Time hurtles on. We swoop through space on our little teeming rock, already forgetting the news that was everywhere two weeks ago. Just two weeks ago . . .
Campers and vans were already clogging two-lane roads in Oregon and hysterical headlines were predicting traffic nightmares in Nashville and St. Joe MO. But when Monday arrived we were on the road by 8:30 a.m. and encountered no complications on the two-hour to the “path of totality.” After reaching the mid-size Midwestern town of our destination we found a city park, stretched out legs, watched the kids run around the playground, spread our blankets for a picnic and kept an eye on the sky.
I don’t need to describe a total eclipse of the sun: enough has been written already. To me, it was both greater and less than anticipated. I expected darkness but it was more like a bright moonlight or even a very heavy cloud cover (like before a tornado—I’ve seen that too). I expected more stars, but we only saw Venus (I think) glowing wanly as though embarrassed to be waking up so early. Totality was indeed spectacular: when the round disk of the moon slipped over the sun a gasp went around the park and a cry went up, as though we were cheering some great accomplishment. Which was true enough. The sun was suddenly, indescribably, a void—a hole in the sky surrounded by a writhing circle of subtly-colored rays, like nothing ever seen in all creation.
All the more astonishing when compared to only a few moments before. We’re so accustomed to the sun: glorying in it after a long winter, sweltering under it during a long summer; joyfully welcoming it after days of rain, desperately wishing it would hide its face after weeks of drought. But I never really appreciated the power of the sun until I watched it whittled down to almost nothing: a sliver, 5% or less of surface exposed. And still as bright as day, forbidding as death, fully capable of singeing your eyeballs. All its power present in every part or portion of it: if it could be cut in pieces, every piece would burn just as bright as the whole.
St. Francis addressed it as Brother Sun, bringing the flaming chariot of the gods down to human level.
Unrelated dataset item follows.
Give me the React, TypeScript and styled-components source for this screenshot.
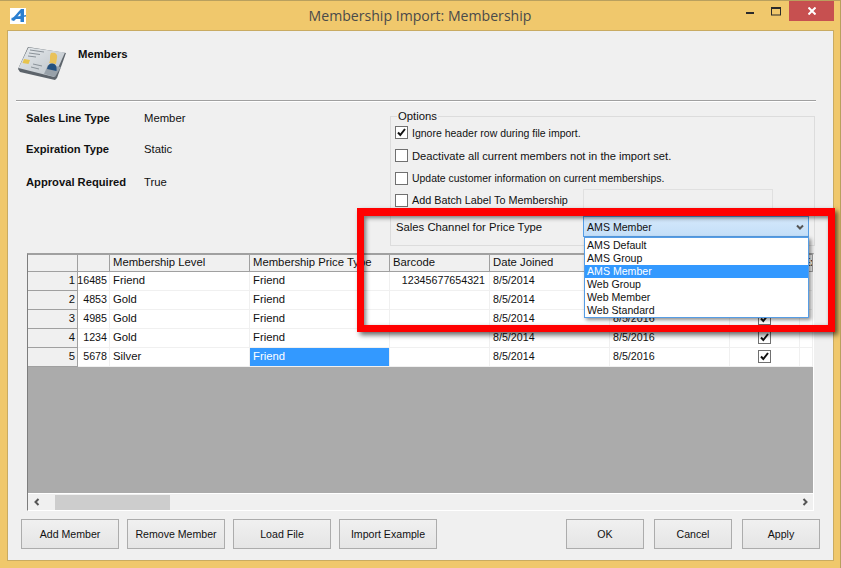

And he wasn’t wrong. Our immortal souls will outlast that ball of gas in the new heavens and new earth, where God Himself is our Light. But it doesn’t do to get too cocky. If the sun is a brother creature, he’s a big BIG brother, bending us under an elbow one minute and affectionately tousling our little heads the next, for the rest of our earthly lives.
Less than a week later, the sun hid its face from the Texas coast and thousands of people had their lives dramatically changed. Anyone I know? Not personally, but friends of relatives and relatives of friends. The stately dance of the heavens is forgotten when calamity strikes close to home—down here where wind and clouds stomp around like rowdy kids. Nobody was looking up (certainly not with NASA-approved paper glasses) except to pray desperately for the rain to stop. Disaster usually comes from the sky, where the storehouses of wind (Ps. 135:7) and precipitation (Job 38:22) occasionally bust open and let us have it. All for a reason, say the faithful. No reason at all, just blind lunacy, say the skeptics. To both sides, it’s proof of whatever they already believe.
As for me, I believe in Power. And Light. Specifically, I believe they have a Name, and that Name knows my name, and because of it I can lie down in safety.
Even if I can’t lie down in safety, I can – or should be able to – lie down in peace.
I’m just horrified by what happened a mere four hours south of me. I’ve been praying for the people who may have lost all their possessions. It’s had me wondering how attached am I to my own possessions and how I would feel if I lost it all.